I was introduced to the holy month of Ramzaan rather early in life.

I was 11-12 years old when I met Uncle Nafeez. He was a short, stocky man and was a carpenter by trade. My father had engaged his services as a few items of furniture in the household had to be repaired and a few new ones made. He arrived early every morning and worked diligently until sunset for the two weeks or so that it took him to finish his work. The only break he would take was to ride off on his bicycle to pray at a nearby mosque late in the afternoon. Ramzaan coincided with June (usually the hottest month in North India) that year and, being the pious Muslim that he was, he was fasting. All that we could do to help was to ensure that he always worked in the shade and not in the hot sun.

By the time he completed his assignment and left, he had become very friendly with my younger brother, who was 3-4 years of age then, and even gifted him a little replica of a dining chair carved out of a left-over block of wood. My parents were also quite impressed with the quality of his work. We lost touch with him, however, after we left town because of my father having changed jobs.

Many years later, I saw three of my batch-mates at the post-graduate programme in management that I pursued also observe roza religiously, even during the semester examinations, while they studied as well as any of the other students and neither demanded nor got any special concessions from the college authorities. All of them, like me and many others, were boarders and yet fasted regularly for the whole month. They used to put aside some food at dinner time and re-heat and eat it early in the morning for sehri.
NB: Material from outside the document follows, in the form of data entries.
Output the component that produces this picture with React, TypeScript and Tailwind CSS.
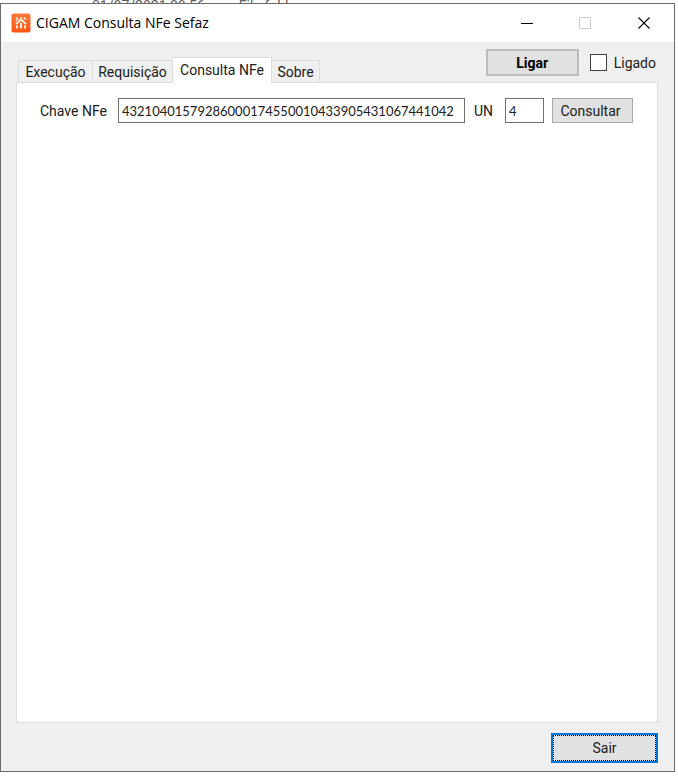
import { useState } from "react";

const tabs = [
  { name: "Execução", width: "w-[75px]" },
  { name: "Requisição", width: "w-[80px]" },
  { name: "Consulta NFe", width: "w-[99px]" },
  { name: "Sobre", width: "w-[48px]" },
];

function Logo() {
  return (
    <svg width="20" height="20" viewBox="0 0 20 20" aria-hidden="true">
      <defs>
        <linearGradient id="logo" x1="0" y1="0" x2="0" y2="1">
          <stop offset="0" stopColor="#fb7a3a" />
          <stop offset="1" stopColor="#fb5310" />
        </linearGradient>
      </defs>
      <rect x="0.5" y="0.5" width="19" height="19" rx="2" fill="url(#logo)" />
      <g stroke="#fff0e6" fill="none">
        <path d="M5 11 L10 6.6 L15 11" strokeWidth="1.9" />
        <path d="M6 12.5v3M14 12.5v3" strokeWidth="1.9" />
        <path d="M5.2 4.2l2 1.8M4.8 7.6l1.4-1.2M12.6 4.4l2.6 2.4M9.6 4.2l1.4 1.2" strokeWidth="1.4" />
        <path d="M10 10v5.5" strokeWidth="2" />
      </g>
    </svg>
  );
}

export default function App() {
  const [active, setActive] = useState("Consulta NFe");
  const [on, setOn] = useState(false);
  const [key, setKey] = useState("43210401579286000174550010433905431067441042");
  const [unit, setUnit] = useState("4");

  return (
    <div className="flex h-screen flex-col bg-white pr-[3px] pb-1 font-['Roboto','Liberation_Sans',sans-serif] text-sm text-[#202020]">
      <div className="flex h-[3px] shrink-0 items-start gap-[34px] overflow-hidden pl-[92px] text-[#606060]">
        <span className="h-3 leading-3 whitespace-nowrap">01/07/2021 08:56</span>
        <span className="h-3 leading-3 whitespace-nowrap">File folder</span>
      </div>
      <main className="flex min-h-0 flex-1 flex-col border border-[#6b6b6b] bg-[#efefef]">
        <header className="flex h-[38px] shrink-0 items-center bg-white pl-[10px] text-black">
          <Logo />
          <h1 className="ml-[5px] flex-1 font-['Open_Sans','Noto_Sans',sans-serif] text-sm font-normal">
            CIGAM Consulta NFe Sefaz
          </h1>
          <button aria-label="Minimizar" className="flex h-full w-[58px] items-center justify-center">
            <svg width="12" height="12" shapeRendering="crispEdges"><path d="M0 6.5h12" stroke="#000" /></svg>
          </button>
          <button aria-label="Maximizar" disabled className="flex h-full w-[58px] items-center justify-center">
            <svg width="12" height="12"><path d="M.5 .5h11v11h-11z" fill="none" stroke="#ccc" /></svg>
          </button>
          <button aria-label="Fechar" className="flex h-full w-[60px] items-center justify-center">
            <svg width="12" height="12"><path d="M.5 .5l11 11M11.5 .5l-11 11" stroke="#000" strokeWidth="1.1" /></svg>
          </button>
        </header>

        <div className="flex h-10 shrink-0 items-end justify-between pr-[18px] pl-[17px]">
          <div role="tablist" className="flex items-end">
            {tabs.map((t) => (
              <button
                key={t.name}
                role="tab"
                aria-selected={active === t.name}
                onClick={() => setActive(t.name)}
                className={`${t.width} border-t border-r border-[#dcdcdc] whitespace-nowrap first:border-l ${
                  active === t.name ? "z-10 -mb-px h-[26px] bg-white pb-0.5" : "h-[22px] bg-[#f0f0f0]"
                }`}
              >
                {t.name}
              </button>
            ))}
          </div>
          <div className="mb-[6px] flex items-center">
            <button className="h-[27px] w-[93px] border-2 border-[#bcbcbc] bg-[#e1e1e1] font-bold text-black">
              Ligar
            </button>
            <label className="ml-[11px] flex items-center gap-[7px]">
              <input
                type="checkbox"
                checked={on}
                onChange={(e) => setOn(e.target.checked)}
                className="size-[17px] appearance-none border border-[#404040] bg-white checked:bg-[#0078d7]"
              />
              Ligado
            </label>
          </div>
        </div>

        <section className="mr-4 ml-[15px] min-h-0 flex-1 border border-[#dcdcdc] bg-white">
          <form className="flex items-center pt-[15px] pr-6 pl-[23px]" onSubmit={(e) => e.preventDefault()}>
            <label htmlFor="chave" className="w-[78px] shrink-0 whitespace-nowrap">Chave NFe</label>
            <input
              id="chave"
              value={key}
              onChange={(e) => setKey(e.target.value)}
              className="h-[25px] min-w-0 flex-1 border border-[#707070] bg-white px-[3px] font-['Lato','Roboto',sans-serif] text-[13px] outline-none"
            />
            <label htmlFor="un" className="w-10 shrink-0 pl-[9px]">UN</label>
            <input
              id="un"
              value={unit}
              onChange={(e) => setUnit(e.target.value)}
              className="h-[25px] w-[39px] border border-[#707070] bg-white px-[3px] font-['Lato','Roboto',sans-serif] text-[13px] outline-none"
            />
            <button className="ml-2 h-[25px] w-[81px] border border-[#a8a8a8] bg-[#e1e1e1] pr-1">Consultar</button>
          </form>
        </section>

        <footer className="flex h-12 shrink-0 items-center justify-end pr-4 pt-[2px]">
          <button className="h-[30px] w-[107px] border-2 border-[#0078d7] bg-[#e1e1e1]">
            <span className="flex h-full items-center justify-center border border-dotted border-black">Sair</span>
          </button>
        </footer>
      </main>
    </div>
  );
}
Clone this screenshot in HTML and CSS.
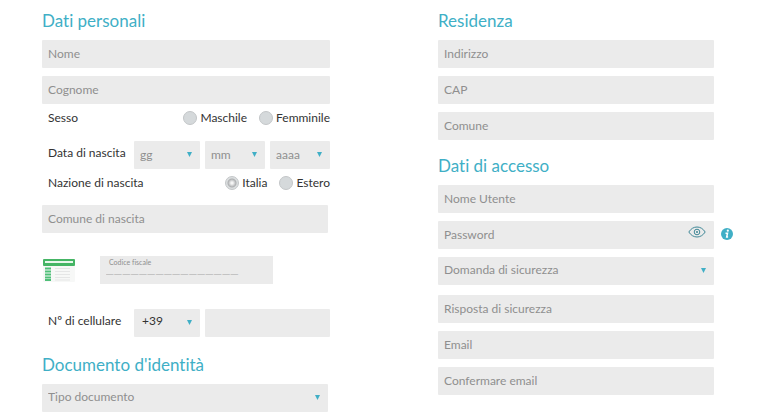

Subsequently, I had two colleagues who were just as fastidious about the whole exercise, without letting their work schedules suffer in any way. It has been long since we stopped working together, but I remain in touch with one of them, though not so often as before.

All of the six men that I have mentioned above may not be described as perfect human beings for each had his own faults, including, in at least two cases, egotism, and a tendency to succumb to the charms of women with malicious intentions (such as to use their womanhood to hide their incompetencies at work and to further their careers) in one. Five out of the six were (and, presumably, are) smokers, though none consumed alchohol or other intoxicants.

A commonality that I noticed, though, was that all were respectful towards adherents of religious faiths other than Islam and tolerant of others' religious practices and beliefs, in addition to, obviously, going about following their own without much fanfare.